Open Forum at Rice this Wednesday night

There will be an open forum meeting to discuss the KTRU sale this Wednesday, September 1st. It will begin at 7:30pm in Sewall Hall, Room 301. Look at this map to find Sewall 301: http://www.rice.edu/maps/maps.html. Everyone, including the Rice administration, is invited to attend. There will be FREE T-shirts, pizza, and music!

From Alum Lauren Ames

I came to KTRU and Rice in 2004 as a transfer student from the University of Texas at Austin, where I had DJed at KVRX Austin from 2003-2004. I was so happy to join KTRU because it provided a sense of community on Rice’s campus – walls of albums I recognized, millions of ones I didn’t, and memorabilia from past shows and messages from past DJs stuck to the ceiling, floors, and walls. Moreover, while KVRX was suffering from battles with the UT administration, KTRU had at least tacit support from the Rice administration, and while KVRX had to time-share with KOOP, KTRU ran 24 hours a day.

My first semester, I shared a shift with a Rice computer science professor, Ian, who told me about The Chills, whose Submarine Bells album I still enjoy. As a college sophomore I was really into bands like The Impossibles, Rainer Maria, and a little bit of Shonen Knife, but The Chills’s New Wave started me listening to Goldfrapp, Joy Division, Go-Betweens, Arcade Fire, Chromatics, and a host of artists that I now enjoy. KTRU is special among student organizations at Rice, and frankly, among student organizations at most universities, in that faculty, graduate students, undergrads, and Houston community members all work together with the common goal of widening their knowledge of music and sharing it with the Houston community. Nowhere else on campus do undergrads have the opportunity to mingle with a cohort that diverse, manage a large staff, run an FCC licensed media outlet, develop large events with well-known acts, interview musicians and Oscar-winning directors (I got to interview Ross Kaufman and Dana Briski of Born Into Brothels for the news show the day after they won the Academy Award because KTRU had been sent a review copy of their film), learn sound engineering, media software, public speaking, news writing, communication law, marketing, event booking, and more all in one place.

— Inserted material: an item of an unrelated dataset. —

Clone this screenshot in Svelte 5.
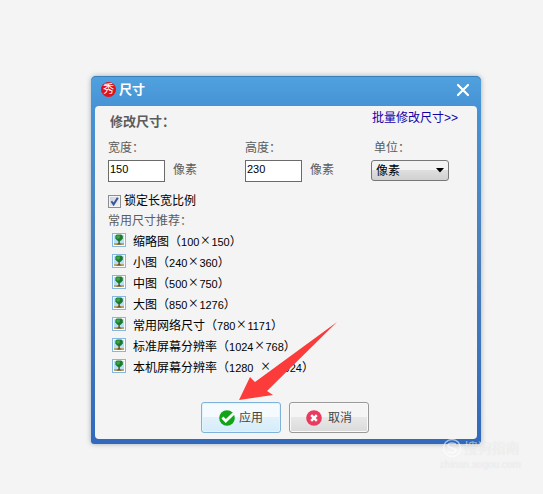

The skills I learned at KTRU, from serving as DJ Director from 2005 to 2007 (if memory serves), got me my first post-graduation job at a public relations firm in Austin, and then as an intern, writing for Morning Edition with WBUR Boston, and then as an Editorial Assistant with Boston Review magazine. As a Rice undergrad, I volunteered with a lot of student organizations, but no professional experience continues to be more attractive to employers than the time I spent at KTRU. I am confident that I would not have landed any of those jobs without the professional experience I gained at KTRU.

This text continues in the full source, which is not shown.